Wishing and hoping are important during Advent, but our wishes and hopes are not just idle wanderings of our minds to better things. We wish and hope for what God has promised-a Savior who will speak peace, a relationship that will give order, meaning, and purpose to our lives. We can wish and hope, but we can also do things to hasten the coming of those things for which we wait. During Advent, we pray. We light candles. We spend time in Scripture. We draw closer to God confident that God is coming closer to us.
Dusty Springfield's song ends with her goal within in reach, literally. Girls, she promises, if you do all the things I've suggested, you will be his. I know she's got some mop-topped boy from the sixties in mind. But I also know that some of her thinking applies to our wishing and hoping for God, too. God has promised to come to us. And in Jesus Christ, God keeps that promise. We belong to God. And if we satisfy ourselves with the things God's people do, we will be God's. I don't know (and probably don't need to) all the things you're wishing and hoping for this season. but I know (and want you to know) that if peace with God is on the list, your wishing and hoping will amount to something. Thanks be to God!

Tuesday, December 2, 2008


Way back when I was much younger, I remember hearing all the old people talk about how quickly time flew by. Of course, I was young then, waiting for all kinds of things, so I didn't have a clue what they were talking about. (And I was pretty sure they didn't, either.) When I was twelve, I couldn't wait to be thirteen, then sixteen, then eighteen, twenty-one, and all those other magical ages that were supposed to make such a difference in my life. Now that I am well past all those milestones, I catch myself wondering why time won't slow down enough for me to catch up. This time of year makes things even worse. Most of you know we just moved. Some of you know we're still unpacking, and will be for a while. Thanksgiving thrust itself into our lives before I found the turkey roasting pan. We managed. Thanksgiving came and went, as it always does. These busy days of Advent resist my insistence on some quiet time to pray and reflect on God's grace, but I still have good intentions of using these days and nights for my spiritual betterment. If today is December 3, then Christmas is right around the corner, and my birthday comes between now and then, as if I needed another reminder that time marches on.

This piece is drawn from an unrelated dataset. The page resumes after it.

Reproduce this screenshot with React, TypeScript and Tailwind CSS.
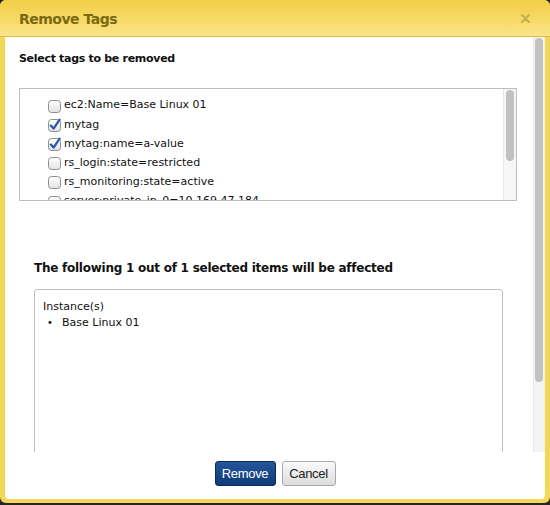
import React from 'react';

const tags = [
  { label: 'ec2:Name=Base Linux 01', checked: false },
  { label: 'mytag', checked: true },
  { label: 'mytag:name=a-value', checked: true },
  { label: 'rs_login:state=restricted', checked: false },
  { label: 'rs_monitoring:state=active', checked: false },
  { label: 'server:private_ip_0=10.169.47.184', checked: false },
];

const Checkbox: React.FC<{ checked: boolean }> = ({ checked }) => (
  <svg width="14" height="14" viewBox="0 0 14 14" className="shrink-0 overflow-visible">
    <defs>
      <linearGradient id="cbfill" x1="0" y1="0" x2="0" y2="1">
        <stop offset="0" stopColor="#ffffff" />
        <stop offset="1" stopColor="#e2e2e2" />
      </linearGradient>
    </defs>
    <rect x="0.5" y="1.5" width="12" height="12" rx="3" fill="url(#cbfill)" stroke="#8e8e8e" />
    {checked && (
      <path
        d="M2.8 7.6 L5.6 10.6 L11.6 1.6"
        fill="none"
        stroke="#2457b0"
        strokeWidth="2.2"
        strokeLinecap="round"
        strokeLinejoin="round"
      />
    )}
  </svg>
);

const App: React.FC = () => {
  return (
    <div className="w-[550px] h-[505px] bg-[#262626] font-['DejaVu_Sans',sans-serif] text-[#111]">
      <div className="w-[550px] h-[503px] rounded-[6px] bg-[#f5d758] flex flex-col overflow-hidden">
        {/* title bar */}
        <div className="h-[37px] shrink-0 flex items-center justify-between pl-[19px] pr-[19px] bg-[linear-gradient(to_bottom,#f3cf47,#f6da66_55%,#f9e48c)] border-b border-[#dfb83c]">
          <span className="text-[14px] font-bold tracking-[-0.5px] text-[#7a6912] mt-[2px]">Remove Tags</span>
          <svg width="9" height="9" viewBox="0 0 9 9" className="mt-[1px] mr-[1px]">
            <path d="M1 1 L8 8 M8 1 L1 8" stroke="#c7b14f" strokeWidth="2.2" strokeLinecap="round" />
          </svg>
        </div>

        {/* body */}
        <div className="mx-[5px] mb-[4px] flex-1 bg-white rounded-b-[4px] flex flex-col overflow-hidden">
          <div className="h-[415px] flex">
            <div className="flex-1 overflow-hidden pl-[14px] pt-[15px]">
              <div className="text-[11px] leading-[14px] font-bold tracking-[-0.3px]">Select tags to be removed</div>

              <div className="mt-[22px] w-[498px] h-[113px] border border-[#bdbdbd] flex overflow-hidden">
                <div className="flex-1 pl-[28px] pt-[7px] overflow-hidden">
                  {tags.map((t) => (
                    <div key={t.label} className="h-[19.2px] flex items-center gap-[2px] text-[11px] whitespace-nowrap">
                      <Checkbox checked={t.checked} />
                      <span>{t.label}</span>
                    </div>
                  ))}
                </div>
                <div className="w-[13px] h-full bg-[#f6f6f6] border-l border-[#e6e6e6] pt-[1px] pl-[2px]">
                  <div className="w-[8px] h-[71px] rounded-full bg-[#c1c1c1]" />
                </div>
              </div>

              <div className="ml-[15px] mt-[60px] text-[12px] leading-[15px] font-bold tracking-[-0.25px]">
                The following 1 out of 1 selected items will be affected
              </div>

              <div className="ml-[15px] mt-[13px] w-[469px] h-[220px] border border-[#bfbfbf] rounded-[3px] pl-[8px] pt-[9px] text-[11px] leading-[16px]">
                <div>Instance(s)</div>
                <div className="flex items-center">
                  <span className="w-[19px] pl-[4px] text-[10px]">•</span>
                  <span>Base Linux 01</span>
                </div>
              </div>
            </div>

            {/* main scrollbar */}
            <div className="w-[12px] h-full bg-[#f4f4f4] border-l border-[#e8e8e8] pt-[1px] pl-[1px]">
              <div className="w-[8px] h-[344px] rounded-full bg-[#c1c1c1]" />
            </div>
          </div>

          {/* footer */}
          <div className="flex-1 flex justify-center items-start pt-[9px] gap-[6px] font-['Liberation_Sans',Arial,sans-serif] text-[13px]">
            <button className="w-[61px] h-[25px] rounded-[3px] border border-[#0a2a57] bg-[linear-gradient(to_bottom,#24569a,#0f3b78)] text-white tracking-[-0.3px]">
              Remove
            </button>
            <button className="w-[54px] h-[25px] rounded-[3px] border border-[#a9a9a9] bg-[linear-gradient(to_bottom,#fbfbfb,#dcdcdc)] text-[#222] tracking-[-0.3px]">
              Cancel
            </button>
          </div>
        </div>
      </div>
    </div>
  );
};

export default App;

I am much more thankful than I was able to express while Thanksgiving whizzed past me this year. I am also grateful for God's promise made known in Christ, whether my frenzied pace during Advent shows it or not. When Christmas comes, I won't be ready, but it will come anyway. Even though it seems that I'm living through some unknown season I'll call Thanksadmus this year, I know each of these days, hectic and harried as they are, are gifts from God, times to be savored, times for which I'll be thankful when I'm even older, looking back wondering where these days have gone. Happy Thanksadmus. I know some of you are celebrating it with me!